Kaçak Kız da güzel diziydi, bazen okula gitmez izlerdim o derece.

Tekdemir


Hacı dün, Galatasaray maçını izlerken, bir ara gri kaleci formalı bi' ablayı gösterdi kameralar, yanında yine Galatasaray formalı bir dişi. Aklımdan tabii "lan bunu nerden bulmuş, kesin direkt oyuncudan almıştır. Yeşil sadece satışta, o da yeni" filan gibi cümleler geçiyor. Kim olduklarını da çıkaramadım. Bu zaten Lig Tv'nin en büyük saçmalığı olabilir. Kendi tanıdıkları kişileri gösteriyorlar, ama izleyenin hiçbir fikri yok. Sırf kendi aralarında makara çevirmek için mi yapıyorlar, nedir...

1 saat önce, tıvaytırda Muslera-Ebru Şancı muhabbetleri çıktı. Yakışır ona, hatta az bile, o başka mesele. O arada makaralar dönerken, ablanın profaylına girdim. Fotolara bakayım dedim (aha SAPIK)... BİR DE NE GÖREYİM!! Meğer o dün gördüğüm ablalardan biri, Ebru Şancı'ymış. Bok sürdürmemek değil, muhtemelen saç renginden tanıyamadım. Çünkü önceden denk geldiğim 1-2 tv programında zaten akılda kalacak manzaralar sergilemişti... Aha foto da bu. Kaleci formalı abla ise Tuğçe Koçak imiş. O zaman soruyorum: Neden kaleci forması Ebru Şancı'da değil? Milleti kıllandırmamak için olabilir belki. Ama Lig Tv nal gibi bunları çektiğine göre, daha ne olsun. O çevreler duymuş demek ki. Bugün de vatandaş öğrendi.

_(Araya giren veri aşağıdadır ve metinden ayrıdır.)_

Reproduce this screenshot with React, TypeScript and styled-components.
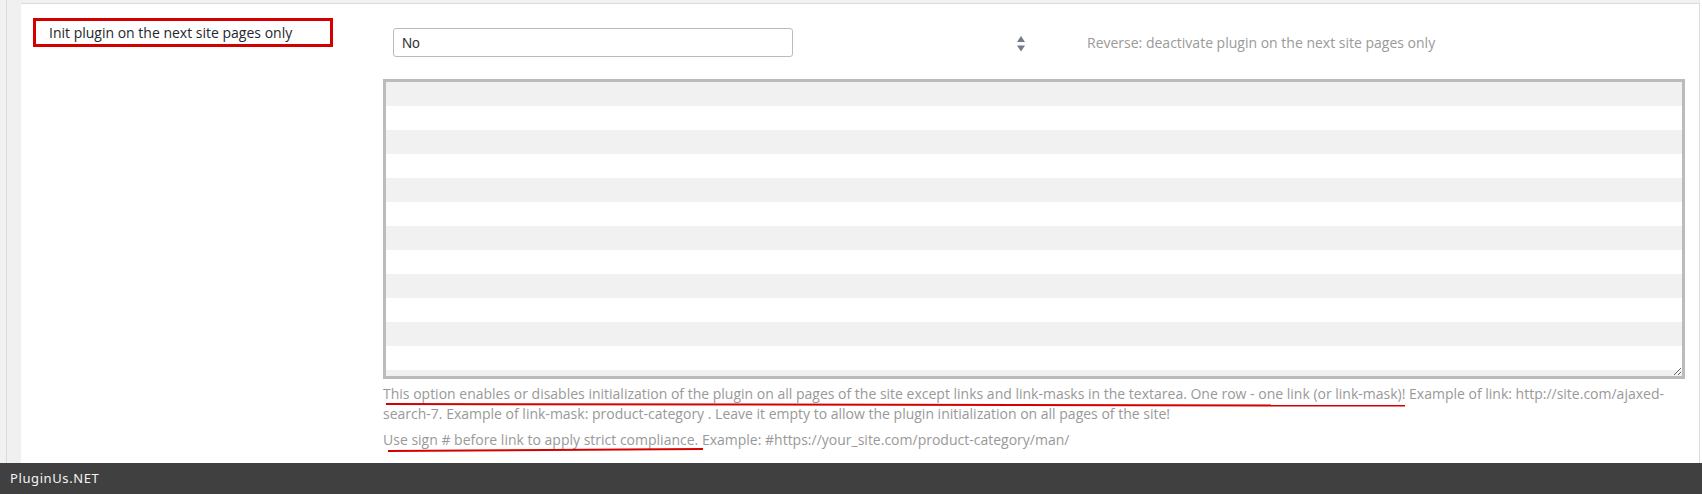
import React from 'react';
import styled, {createGlobalStyle} from 'styled-components';

const GlobalStyle = createGlobalStyle`
html, body {
  margin: 0;
  padding: 0;
  background: #fff;
}
* {
  box-sizing: border-box;
}
`

const Page = styled.div`
width: 1702px;
height: 494px;
display: flex;
flex-direction: column;
background: #fff;
font-family: "Open Sans", "Liberation Sans", sans-serif;
overflow: hidden;
`

const Body = styled.div`
flex: 1;
display: flex;
padding-right: 2px;
`

const Gutter = styled.div`
width: 21px;
flex-shrink: 0;
background: linear-gradient(to right, #f1f1f1 6px, #dcdcdc 6px, #dcdcdc 7px, #f0f0f0 7px);
`

const Main = styled.div`
flex: 1;
display: flex;
flex-direction: column;
border-top: 3px solid #f1f1f1;
`

const Panel = styled.div`
flex: 1;
background: #fff;
border-top: 1px solid #dcdcdc;
border-right: 1px solid #dcdcdc;
padding: 14px 0 0 12px;
display: grid;
grid-template-columns: 350px 1302px;
align-items: start;
`

const Label = styled.div`
width: 300px;
height: 29px;
border: 3px solid #d40000;
padding-left: 13px;
font-size: 14px;
line-height: 23px;
color: #23282d;
`

const Content = styled.div`
padding-top: 10px;
display: flex;
flex-direction: column;
`

const TopRow = styled.div`
display: flex;
align-items: center;
height: 29px;
margin-bottom: 22px;
`

const Select = styled.select`
appearance: none;
-webkit-appearance: none;
margin-left: 10px;
width: 400px;
height: 29px;
border: 1px solid #bbb;
border-radius: 3px;
background: #fff;
padding: 0 0 0 8px;
font-family: "Liberation Sans", Arial, sans-serif;
font-size: 14px;
color: #32373c;
outline: none;
`

const Arrows = styled.svg`
margin-left: 224px;
margin-top: 3px;
flex-shrink: 0;
`

const Hint = styled.span`
margin-left: 62px;
font-size: 14px;
color: #9a9a9a;
`

const LinksArea = styled.textarea`
display: block;
width: 1302px;
height: 300px;
margin: 0;
padding: 0;
border: 3px solid #bbb;
background: repeating-linear-gradient(#f1f1f1 0, #f1f1f1 24px, #fff 24px, #fff 48px);
font-family: "Open Sans", sans-serif;
font-size: 14px;
line-height: 24px;
outline: none;
`

const Note = styled.p<{$gap: number}>`
margin: ${p => p.$gap}px 0 0;
font-size: 14px;
line-height: 20px;
color: #999;
`

const Marked = styled.span<{$left: number; $right: number; $drop: number; $tilt: number}>`
position: relative;
&::after {
  content: "";
  position: absolute;
  left: ${p => p.$left}px;
  right: ${p => p.$right}px;
  bottom: ${p => p.$drop}px;
  height: 2px;
  background: #d60000;
  transform-origin: left center;
  transform: rotate(${p => p.$tilt}deg);
}
`

const Footer = styled.div`
height: 31px;
flex-shrink: 0;
background: #404040;
color: #f4f4f4;
padding-left: 10px;
font-family: "Noto Sans", "DejaVu Sans", sans-serif;
font-size: 13px;
line-height: 31px;
letter-spacing: 0.6px;
`

export default function App() {
    return (
        <Page>
            <GlobalStyle/>
            <Body>
                <Gutter/>
                <Main>
                    <Panel>
                        <Label>Init plugin on the next site pages only</Label>
                        <Content>
                            <TopRow>
                                <Select defaultValue="0">
                                    <option value="0">No</option>
                                    <option value="1">Yes</option>
                                </Select>
                                <Arrows width="8" height="16" viewBox="0 0 8 16">
                                    <path d="M0 6 L4 0 L8 6 Z" fill="#737c8b"/>
                                    <path d="M0 9.5 L8 9.5 L4 15.5 Z" fill="#737c8b"/>
                                </Arrows>
                                <Hint>Reverse: deactivate plugin on the next site pages only</Hint>
                            </TopRow>
                            <LinksArea defaultValue=""/>
                            <Note $gap={5}>
                                <Marked $left={3} $right={0} $drop={-2} $tilt={0.09}>This option enables or disables initialization of the plugin on all pages of the site except links and link-masks in the textarea. One row - one link (or link-mask)!</Marked> Example of link: http://site.com/ajaxed-search-7. Example of link-mask: product-category . Leave it empty to allow the plugin initialization on all pages of the site!
                            </Note>
                            <Note $gap={6}>
                                <Marked $left={5} $right={-5} $drop={-3} $tilt={-0.35}>Use sign # before link to apply strict compliance.</Marked> Example: #https://your_site.com/product-category/man/
                            </Note>
                        </Content>
                    </Panel>
                </Main>
            </Body>
            <Footer>PluginUs.NET</Footer>
        </Page>
    );
}
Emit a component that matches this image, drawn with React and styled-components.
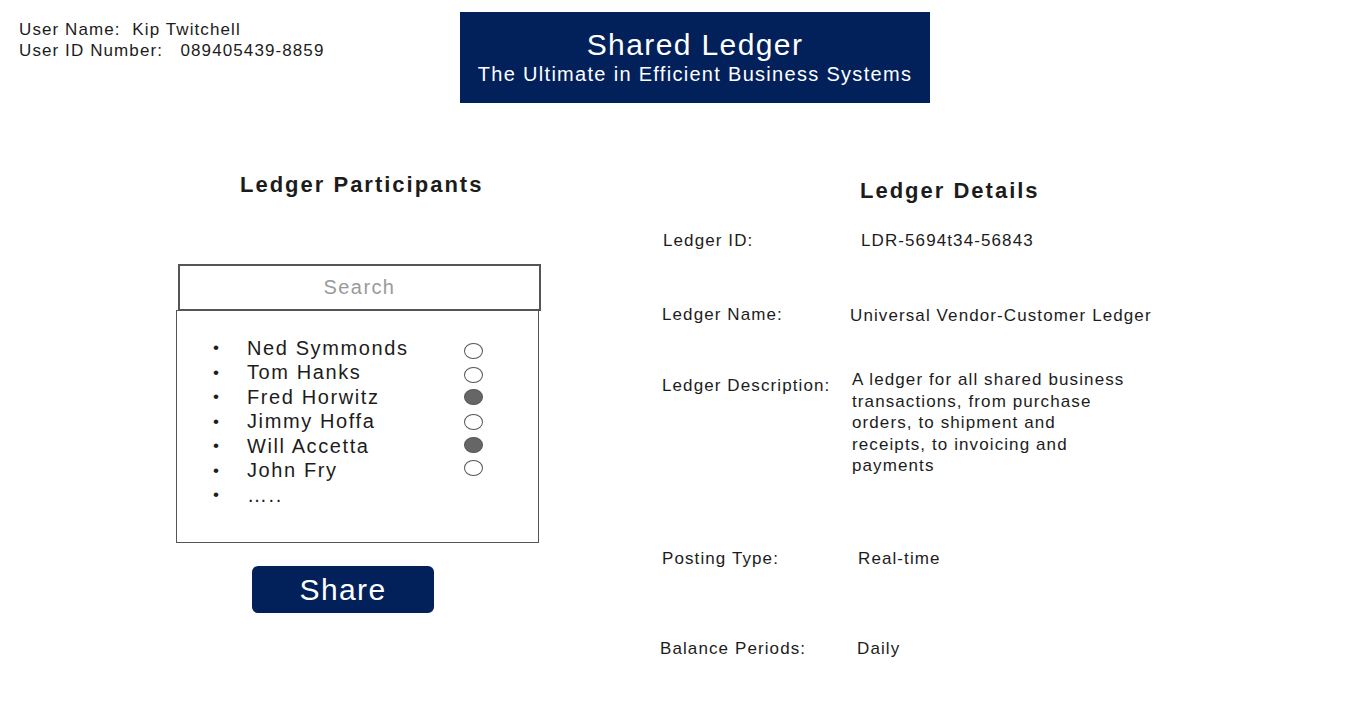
import React from "react";
import styled, { createGlobalStyle } from "styled-components";

const GlobalStyle = createGlobalStyle`
  html, body {
    margin: 0;
    padding: 0;
    background: #ffffff;
  }
  body {
    font-family: "Liberation Sans", Arial, sans-serif;
    color: #1c1c1c;
  }
`;

const NAVY = "#02215b";

const Page = styled.div`
  width: 1356px;
  height: 720px;
  overflow: hidden;
`;

const Header = styled.header`
  display: flex;
  align-items: flex-start;
`;

const UserInfo = styled.div`
  width: 460px;
  box-sizing: border-box;
  padding: 19px 0 0 19px;
  font-size: 17px;
  line-height: 21px;
  letter-spacing: 1.1px;
  white-space: pre;
`;

const Banner = styled.div`
  margin-top: 12px;
  width: 470px;
  height: 91px;
  box-sizing: border-box;
  padding-top: 16px;
  background: ${NAVY};
  color: #ffffff;
  text-align: center;
`;

const BannerTitle = styled.div`
  font-size: 30px;
  line-height: 34px;
  letter-spacing: 1.4px;
`;

const BannerSub = styled.div`
  font-size: 20px;
  line-height: 24px;
  letter-spacing: 1.3px;
`;

const Main = styled.main`
  display: grid;
  grid-template-columns: 660px 1fr;
`;

const Column = styled.section`
  display: flex;
  flex-direction: column;
  align-items: flex-start;
`;

const SectionTitle = styled.h2`
  margin: ${(p) => p.$top}px 0 0 ${(p) => p.$left}px;
  font-size: 22px;
  line-height: 26px;
  font-weight: bold;
  letter-spacing: 2px;
`;

const SearchBox = styled.div`
  margin: 66px 0 0 178px;
  width: 363px;
  height: 47px;
  box-sizing: border-box;
  border: 2px solid #555555;
  display: flex;
  align-items: center;
  justify-content: center;
  font-size: 20px;
  letter-spacing: 1.4px;
  color: #9a9a9a;
`;

const ListBox = styled.ul`
  list-style: none;
  margin: -1px 0 0 176px;
  width: 363px;
  height: 233px;
  box-sizing: border-box;
  padding: 25px 0 0 36px;
  border: 1.5px solid #555555;
`;

const Row = styled.li`
  display: grid;
  grid-template-columns: 34px 217px 20px;
  align-items: center;
  height: 24.5px;
  font-size: 20px;
  letter-spacing: 1.6px;
`;

const Bullet = styled.span`
  font-size: 17px;
`;

const Radio = styled.span`
  width: 19px;
  height: 16px;
  border-radius: 50%;
  box-sizing: border-box;
  border: 1.5px solid #555555;
  background: ${(p) => (p.$on ? "#666666" : "#ffffff")};
  transform: translateY(${(p) => p.$dy || 0}px);
`;

const ShareButton = styled.button`
  margin: 23px 0 0 252px;
  width: 182px;
  height: 47px;
  border: none;
  border-radius: 6px;
  background: ${NAVY};
  color: #ffffff;
  font-family: inherit;
  font-size: 30px;
  letter-spacing: 1.4px;
  padding: 0;
`;

const DetailRow = styled.div`
  margin: ${(p) => p.$top}px 0 0 ${(p) => p.$left ?? 2}px;
  display: grid;
  grid-template-columns: ${(p) => p.$label}px auto;
  font-size: 17px;
  line-height: 21.5px;
  letter-spacing: 1.1px;
`;

const Label = styled.div`
  padding-top: ${(p) => p.$pad || 0}px;
`;

const Value = styled.div`
  transform: translateY(${(p) => p.$dy || 0}px);
`;

const participants = [
  { name: "Ned Symmonds", on: false, dy: 3 },
  { name: "Tom Hanks", on: false, dy: 2 },
  { name: "Fred Horwitz", on: true, dy: 0 },
  { name: "Jimmy Hoffa", on: false, dy: 0 },
  { name: "Will Accetta", on: true, dy: -1 },
  { name: "John Fry", on: false, dy: -3 },
];

const description = [
  "A ledger for all shared business",
  "transactions, from purchase",
  "orders, to shipment and",
  "receipts, to invoicing and",
  "payments",
];

function App() {
  return (
    <Page>
      <GlobalStyle />
      <Header>
        <UserInfo>
          {"User Name:  Kip Twitchell\nUser ID Number:   089405439-8859"}
        </UserInfo>
        <Banner>
          <BannerTitle>Shared Ledger</BannerTitle>
          <BannerSub>The Ultimate in Efficient Business Systems</BannerSub>
        </Banner>
      </Header>
      <Main>
        <Column>
          <SectionTitle $top={69} $left={240}>
            Ledger Participants
          </SectionTitle>
          <SearchBox>Search</SearchBox>
          <ListBox>
            {participants.map((p) => (
              <Row key={p.name}>
                <Bullet>•</Bullet>
                <span>{p.name}</span>
                <Radio $on={p.on} $dy={p.dy} />
              </Row>
            ))}
            <Row>
              <Bullet>•</Bullet>
              <span>…..</span>
            </Row>
          </ListBox>
          <ShareButton>Share</ShareButton>
        </Column>
        <Column>
          <SectionTitle $top={75} $left={200}>
            Ledger Details
          </SectionTitle>
          <DetailRow $top={26} $label={198} $left={3}>
            <Label>Ledger ID:</Label>
            <Value>LDR-5694t34-56843</Value>
          </DetailRow>
          <DetailRow $top={52} $label={188}>
            <Label>Ledger Name:</Label>
            <Value $dy={1}>Universal Vendor-Customer Ledger</Value>
          </DetailRow>
          <DetailRow $top={44} $label={190}>
            <Label $pad={6}>Ledger Description:</Label>
            <Value>
              {description.map((line) => (
                <div key={line}>{line}</div>
              ))}
            </Value>
          </DetailRow>
          <DetailRow $top={71} $label={196}>
            <Label>Posting Type:</Label>
            <Value>Real-time</Value>
          </DetailRow>
          <DetailRow $top={69} $left={0} $label={197}>
            <Label>Balance Periods:</Label>
            <Value>Daily</Value>
          </DetailRow>
        </Column>
      </Main>
    </Page>
  );
}

export default App;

Neyse, bu kadan araştırmacı blogculuk ve magazin yeter sanırım.

Retro 193

Büyükşehir


Şöyle bi' özetlere göz atarken Avery Bradley'nin kariyer maçına denk geldim. Ray Allen'ın yokluğunda ilk beş çıkıp 23 sayı atmış sütçüoğlu. Boşuna demiyorlar ''Where Amazing Happens'' diye. Al sana amazing. Biz herifin topu bomba ile ayırt edip, edemediğini tartışırken aşmış kendini. Gitsin Rondo'nun elini öpsün, Rivers'a da ''amca size çok kanım ısındı. Size baba diyebilir miyim?'' falan çeksin. Zira son dönemdeki şu performans artışında o ikisinin payı çok büyük.